The possibility that it was not this Goldwell, but his namesake of Great Chart, Kent, who sat for Hedon arises from the Kentishman’s family ties and political associations. Seemingly unrelated to the Burstwick family, he was a brother of Thomas Goldwell, bishop of St. Asaph and former companion in exile of both Cardinal Pole and Richard Hilliard. Between them they could have helped him to secure the seat, for Hilliard was a member of one of the leading families in Holderness and a kinsman of the Constables, and his nephew Christopher was to sit for Hedon in 1563. Even Goldwell’s implication in Wyatt’s rebellion, for which he had been sentenced to death but reprieved, could paradoxically have counted in his favour: one of his fellow rebels, George Brooke alias Cobham, preceded him as Member for Hedon and another, his neighbour Robert Rudston, was a kinsman of the Hilliards. Goldwell’s subsequent career is not easily distinguished from those of namesakes in Kent, but he was probably the justice of the peace whom in 1564 Archbishop Parker judged fit to remain on the bench and in 1572 he was made escheator.

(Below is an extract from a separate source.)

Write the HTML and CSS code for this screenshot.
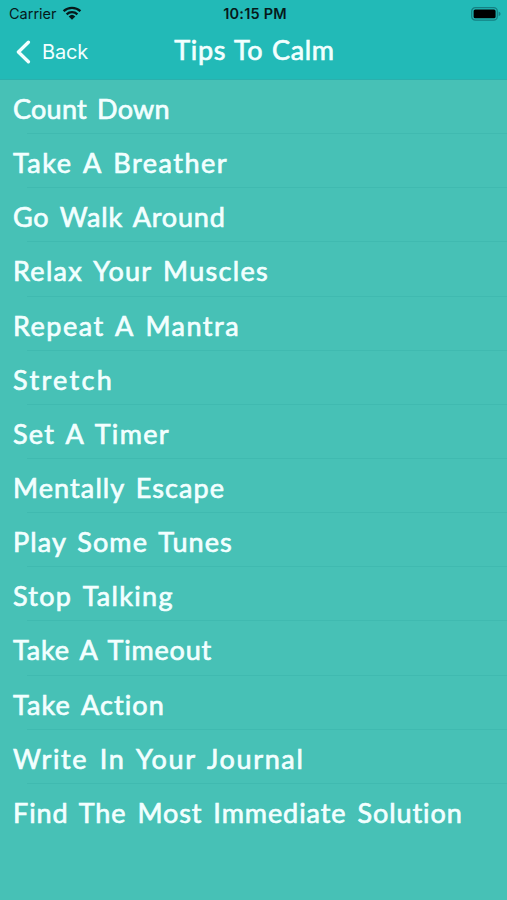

The Elizabethan Member of Parliament for Taunton and Downton came from a different family.5

With nothing found to clinch the matter, the Member is taken to have been John Goldwell of Burstwick.

Ref Volumes: 1509-1558

Author: Alan Davidson

Notes

  • 1. Date of birth estimated from first reference. LP Hen. VIII, xix; Yorks. Arch. Soc. rec. ser. xi. 71; York wills 15(3), f. 36.
  • 2. LP Hen. VIII, xix.
  • 3. CPR, 1553-4. p. 467; 1557-8, p. 37; 1560-3, p. 398; LP Hen. VIII, xiii, xiv, xix; Yorks. Arch. Soc. rec. ser. ii. 189; xi. 71.
  • 4. CPR, 1547-8, pp. 200, 212; 1566-9, pp. 291-2; York wills 15(3), f. 36.
  • 5. Vis. Kent (Harl. Soc. lxxiv), 10; DNB (Goldwell, Thomas); T. F. Knox, Thomas Goldwell, 5; Strype, Eccles. Memorials, i(1), 477; Dugdale’s Vis. Yorks. ed. Clay, iii. 332; CPR, 1553-4, p. 176, 266; D. M. Loades, Two Tudor Conspiracies, 77, 80, 113, 254; CSP Dom. 1547-80, p. 132; Cam. Misc. ix(3), 58.